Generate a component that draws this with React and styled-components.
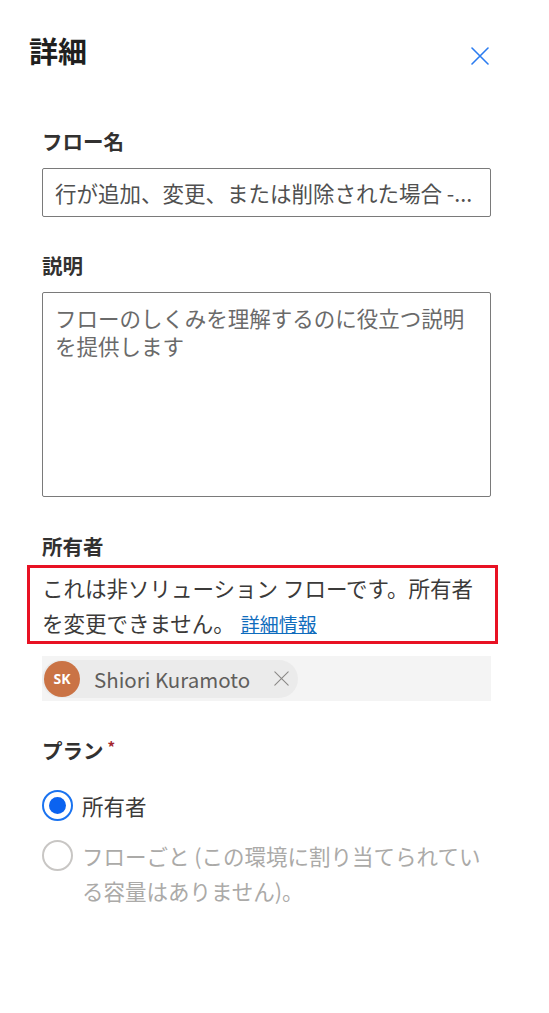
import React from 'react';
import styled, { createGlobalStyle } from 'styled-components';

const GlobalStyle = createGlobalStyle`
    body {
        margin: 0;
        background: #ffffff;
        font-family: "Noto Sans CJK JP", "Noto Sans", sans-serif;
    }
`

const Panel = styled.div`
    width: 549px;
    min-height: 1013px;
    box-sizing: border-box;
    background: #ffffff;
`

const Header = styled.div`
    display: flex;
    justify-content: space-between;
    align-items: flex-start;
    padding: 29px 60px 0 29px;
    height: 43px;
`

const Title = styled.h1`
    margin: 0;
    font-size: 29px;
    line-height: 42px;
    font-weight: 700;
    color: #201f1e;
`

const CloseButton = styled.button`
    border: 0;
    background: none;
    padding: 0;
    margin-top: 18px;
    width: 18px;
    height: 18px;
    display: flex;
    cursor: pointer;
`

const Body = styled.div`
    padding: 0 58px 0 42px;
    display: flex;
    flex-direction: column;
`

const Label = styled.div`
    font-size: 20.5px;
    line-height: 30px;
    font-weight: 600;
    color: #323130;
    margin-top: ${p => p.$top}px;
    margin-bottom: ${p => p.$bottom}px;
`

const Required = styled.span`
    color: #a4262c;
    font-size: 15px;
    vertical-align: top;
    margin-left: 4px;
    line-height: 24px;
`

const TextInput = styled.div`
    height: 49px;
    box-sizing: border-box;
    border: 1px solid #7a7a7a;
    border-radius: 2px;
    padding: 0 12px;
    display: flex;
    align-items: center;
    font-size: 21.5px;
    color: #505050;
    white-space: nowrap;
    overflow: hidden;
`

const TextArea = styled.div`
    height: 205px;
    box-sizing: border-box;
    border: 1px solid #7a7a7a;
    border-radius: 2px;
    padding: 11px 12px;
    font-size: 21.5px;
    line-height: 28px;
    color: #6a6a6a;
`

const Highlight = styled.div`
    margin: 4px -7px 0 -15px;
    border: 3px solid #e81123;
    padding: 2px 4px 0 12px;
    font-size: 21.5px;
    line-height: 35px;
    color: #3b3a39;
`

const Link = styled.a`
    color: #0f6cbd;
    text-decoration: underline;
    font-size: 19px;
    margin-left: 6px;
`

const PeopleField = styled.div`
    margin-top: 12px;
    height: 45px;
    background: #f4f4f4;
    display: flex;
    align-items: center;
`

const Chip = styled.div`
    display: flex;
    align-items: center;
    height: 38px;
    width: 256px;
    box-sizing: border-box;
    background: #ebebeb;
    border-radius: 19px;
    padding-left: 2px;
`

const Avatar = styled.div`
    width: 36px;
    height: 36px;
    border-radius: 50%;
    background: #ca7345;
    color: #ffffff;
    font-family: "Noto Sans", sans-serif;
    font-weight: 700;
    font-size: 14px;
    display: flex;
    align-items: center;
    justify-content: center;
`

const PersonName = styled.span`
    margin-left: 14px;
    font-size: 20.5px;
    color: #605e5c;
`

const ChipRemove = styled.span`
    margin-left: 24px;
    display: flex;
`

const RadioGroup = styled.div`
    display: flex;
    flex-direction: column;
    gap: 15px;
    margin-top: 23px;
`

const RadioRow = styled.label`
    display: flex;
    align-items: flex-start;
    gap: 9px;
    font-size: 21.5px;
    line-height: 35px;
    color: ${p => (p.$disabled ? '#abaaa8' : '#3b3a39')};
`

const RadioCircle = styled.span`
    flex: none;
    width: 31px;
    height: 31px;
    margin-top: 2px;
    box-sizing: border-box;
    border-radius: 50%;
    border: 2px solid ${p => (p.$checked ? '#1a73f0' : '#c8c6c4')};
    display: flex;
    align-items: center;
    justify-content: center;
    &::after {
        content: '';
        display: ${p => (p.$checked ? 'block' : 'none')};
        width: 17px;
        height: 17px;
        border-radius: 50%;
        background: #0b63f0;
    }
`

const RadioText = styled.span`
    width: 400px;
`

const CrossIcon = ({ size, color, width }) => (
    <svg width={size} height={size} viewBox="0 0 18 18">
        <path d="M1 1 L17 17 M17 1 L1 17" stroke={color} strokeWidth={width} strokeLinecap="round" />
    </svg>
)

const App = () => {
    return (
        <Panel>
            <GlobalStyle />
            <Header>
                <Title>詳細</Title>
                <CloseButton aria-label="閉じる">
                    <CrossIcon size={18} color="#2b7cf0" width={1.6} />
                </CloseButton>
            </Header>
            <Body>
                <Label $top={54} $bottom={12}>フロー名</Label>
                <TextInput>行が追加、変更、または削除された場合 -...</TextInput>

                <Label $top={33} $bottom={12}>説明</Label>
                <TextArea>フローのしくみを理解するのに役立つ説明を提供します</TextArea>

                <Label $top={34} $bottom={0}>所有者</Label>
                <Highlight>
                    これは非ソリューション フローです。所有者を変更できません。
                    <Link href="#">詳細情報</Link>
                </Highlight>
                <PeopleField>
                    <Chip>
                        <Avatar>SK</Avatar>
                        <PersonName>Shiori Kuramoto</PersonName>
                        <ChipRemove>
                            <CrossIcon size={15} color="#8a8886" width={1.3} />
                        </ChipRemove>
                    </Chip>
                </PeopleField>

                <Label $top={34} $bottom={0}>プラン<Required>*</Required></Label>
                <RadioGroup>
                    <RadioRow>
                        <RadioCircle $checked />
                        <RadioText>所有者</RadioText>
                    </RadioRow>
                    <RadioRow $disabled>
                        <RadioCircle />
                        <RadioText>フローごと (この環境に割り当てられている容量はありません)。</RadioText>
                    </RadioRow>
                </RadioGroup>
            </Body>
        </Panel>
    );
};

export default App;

---

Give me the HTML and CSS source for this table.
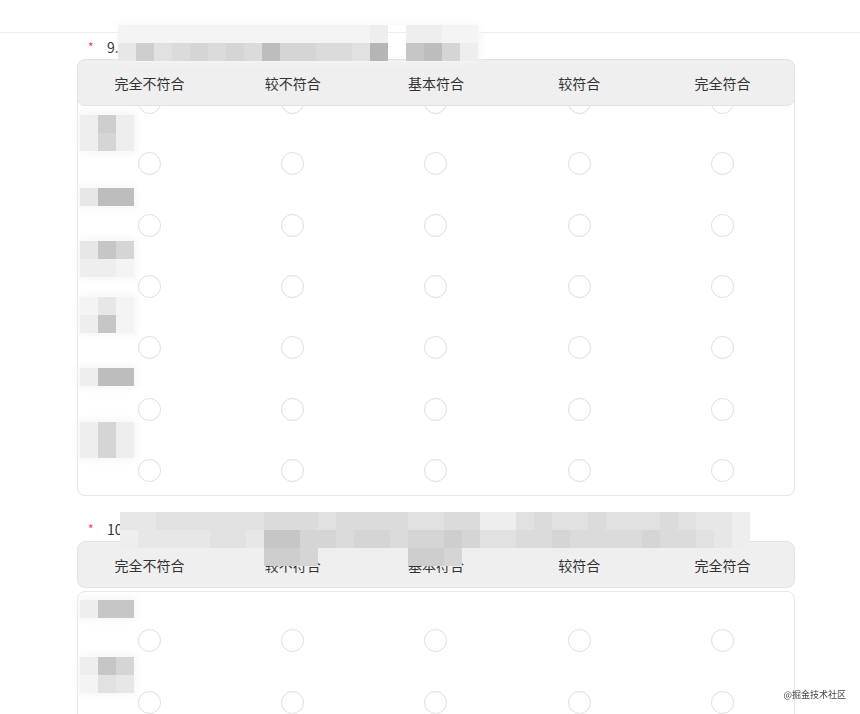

• **WRITTEN INSTRUCTION**
Collect the lines that hold "components".

• **CORRECT OUTPUT**
Generate a component that draws this with React and styled-components.
import styled, { createGlobalStyle } from 'styled-components';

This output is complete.